[Given material]
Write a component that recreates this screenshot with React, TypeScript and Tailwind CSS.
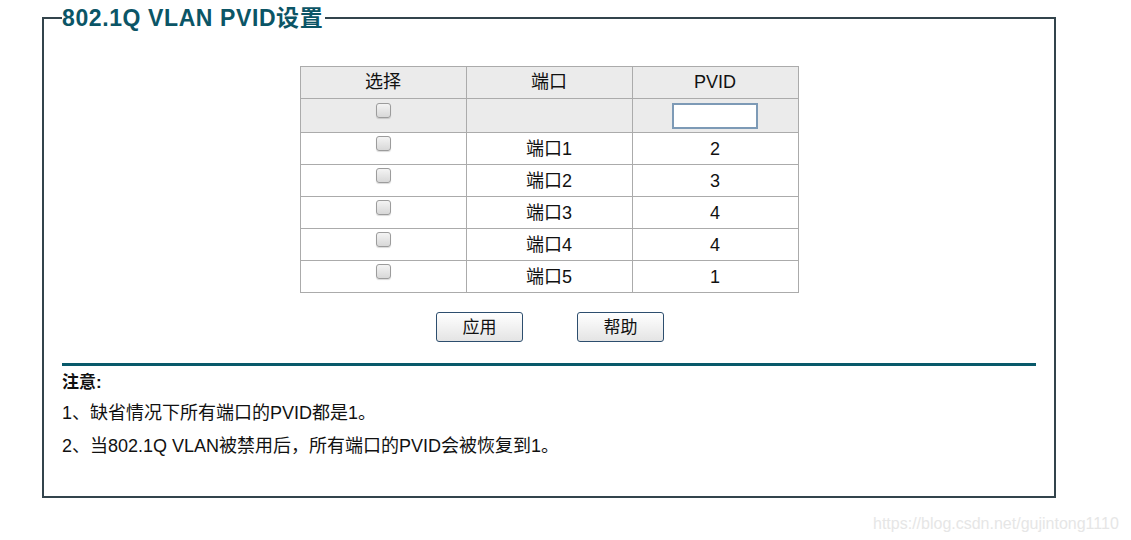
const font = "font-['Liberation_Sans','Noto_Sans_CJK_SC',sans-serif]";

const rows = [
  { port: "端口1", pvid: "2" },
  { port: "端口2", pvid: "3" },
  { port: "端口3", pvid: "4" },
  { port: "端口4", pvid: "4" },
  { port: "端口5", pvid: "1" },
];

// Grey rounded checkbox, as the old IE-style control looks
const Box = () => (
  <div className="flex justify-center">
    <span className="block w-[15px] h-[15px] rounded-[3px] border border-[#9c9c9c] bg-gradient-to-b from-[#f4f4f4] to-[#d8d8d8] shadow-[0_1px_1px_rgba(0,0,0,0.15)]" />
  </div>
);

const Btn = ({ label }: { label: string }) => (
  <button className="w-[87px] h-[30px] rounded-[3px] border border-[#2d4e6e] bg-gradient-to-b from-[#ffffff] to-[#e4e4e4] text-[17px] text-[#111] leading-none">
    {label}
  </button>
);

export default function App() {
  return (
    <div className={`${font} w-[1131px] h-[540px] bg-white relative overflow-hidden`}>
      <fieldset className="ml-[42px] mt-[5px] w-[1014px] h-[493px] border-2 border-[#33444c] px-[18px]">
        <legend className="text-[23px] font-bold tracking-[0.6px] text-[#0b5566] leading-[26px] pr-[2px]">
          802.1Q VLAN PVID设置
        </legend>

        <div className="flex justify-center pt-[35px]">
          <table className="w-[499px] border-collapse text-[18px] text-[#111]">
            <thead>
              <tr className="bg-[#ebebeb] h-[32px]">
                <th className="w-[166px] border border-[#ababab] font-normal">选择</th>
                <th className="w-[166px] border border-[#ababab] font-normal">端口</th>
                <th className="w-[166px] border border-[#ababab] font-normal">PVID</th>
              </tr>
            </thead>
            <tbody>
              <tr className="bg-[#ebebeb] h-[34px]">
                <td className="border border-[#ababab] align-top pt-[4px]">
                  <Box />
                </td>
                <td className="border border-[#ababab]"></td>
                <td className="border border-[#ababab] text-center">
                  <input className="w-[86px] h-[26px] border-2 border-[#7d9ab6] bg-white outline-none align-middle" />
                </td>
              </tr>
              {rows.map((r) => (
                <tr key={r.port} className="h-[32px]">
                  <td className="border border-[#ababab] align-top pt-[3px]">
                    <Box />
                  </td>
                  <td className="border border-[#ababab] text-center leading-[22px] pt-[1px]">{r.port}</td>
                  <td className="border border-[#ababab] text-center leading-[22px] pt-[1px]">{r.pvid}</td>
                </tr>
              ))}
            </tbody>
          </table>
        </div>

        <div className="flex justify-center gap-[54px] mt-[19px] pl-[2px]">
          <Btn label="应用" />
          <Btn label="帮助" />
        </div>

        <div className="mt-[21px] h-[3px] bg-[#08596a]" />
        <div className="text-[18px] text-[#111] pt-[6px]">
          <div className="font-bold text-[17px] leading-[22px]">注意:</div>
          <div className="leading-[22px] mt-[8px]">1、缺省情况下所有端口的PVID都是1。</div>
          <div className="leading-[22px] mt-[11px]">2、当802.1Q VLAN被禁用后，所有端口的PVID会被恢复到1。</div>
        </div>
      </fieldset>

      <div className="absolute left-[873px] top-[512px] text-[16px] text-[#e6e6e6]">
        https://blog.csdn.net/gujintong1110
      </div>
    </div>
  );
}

[Given task]
Without the pictures, print the whole listing exactly as given.

[Finished exercise]
Write a component that recreates this screenshot with React, TypeScript and Tailwind CSS.
const font = "font-['Liberation_Sans','Noto_Sans_CJK_SC',sans-serif]";

const rows = [
  { port: "端口1", pvid: "2" },
  { port: "端口2", pvid: "3" },
  { port: "端口3", pvid: "4" },
  { port: "端口4", pvid: "4" },
  { port: "端口5", pvid: "1" },
];

// Grey rounded checkbox, as the old IE-style control looks
const Box = () => (
  <div className="flex justify-center">
    <span className="block w-[15px] h-[15px] rounded-[3px] border border-[#9c9c9c] bg-gradient-to-b from-[#f4f4f4] to-[#d8d8d8] shadow-[0_1px_1px_rgba(0,0,0,0.15)]" />
  </div>
);

const Btn = ({ label }: { label: string }) => (
  <button className="w-[87px] h-[30px] rounded-[3px] border border-[#2d4e6e] bg-gradient-to-b from-[#ffffff] to-[#e4e4e4] text-[17px] text-[#111] leading-none">
    {label}
  </button>
);

export default function App() {
  return (
    <div className={`${font} w-[1131px] h-[540px] bg-white relative overflow-hidden`}>
      <fieldset className="ml-[42px] mt-[5px] w-[1014px] h-[493px] border-2 border-[#33444c] px-[18px]">
        <legend className="text-[23px] font-bold tracking-[0.6px] text-[#0b5566] leading-[26px] pr-[2px]">
          802.1Q VLAN PVID设置
        </legend>

        <div className="flex justify-center pt-[35px]">
          <table className="w-[499px] border-collapse text-[18px] text-[#111]">
            <thead>
              <tr className="bg-[#ebebeb] h-[32px]">
                <th className="w-[166px] border border-[#ababab] font-normal">选择</th>
                <th className="w-[166px] border border-[#ababab] font-normal">端口</th>
                <th className="w-[166px] border border-[#ababab] font-normal">PVID</th>
              </tr>
            </thead>
            <tbody>
              <tr className="bg-[#ebebeb] h-[34px]">
                <td className="border border-[#ababab] align-top pt-[4px]">
                  <Box />
                </td>
                <td className="border border-[#ababab]"></td>
                <td className="border border-[#ababab] text-center">
                  <input className="w-[86px] h-[26px] border-2 border-[#7d9ab6] bg-white outline-none align-middle" />
                </td>
              </tr>
              {rows.map((r) => (
                <tr key={r.port} className="h-[32px]">
                  <td className="border border-[#ababab] align-top pt-[3px]">
                    <Box />
                  </td>
                  <td className="border border-[#ababab] text-center leading-[22px] pt-[1px]">{r.port}</td>
                  <td className="border border-[#ababab] text-center leading-[22px] pt-[1px]">{r.pvid}</td>
                </tr>
              ))}
            </tbody>
          </table>
        </div>

        <div className="flex justify-center gap-[54px] mt-[19px] pl-[2px]">
          <Btn label="应用" />
          <Btn label="帮助" />
        </div>

        <div className="mt-[21px] h-[3px] bg-[#08596a]" />
        <div className="text-[18px] text-[#111] pt-[6px]">
          <div className="font-bold text-[17px] leading-[22px]">注意:</div>
          <div className="leading-[22px] mt-[8px]">1、缺省情况下所有端口的PVID都是1。</div>
          <div className="leading-[22px] mt-[11px]">2、当802.1Q VLAN被禁用后，所有端口的PVID会被恢复到1。</div>
        </div>
      </fieldset>

      <div className="absolute left-[873px] top-[512px] text-[16px] text-[#e6e6e6]">
        https://blog.csdn.net/gujintong1110
      </div>
    </div>
  );
}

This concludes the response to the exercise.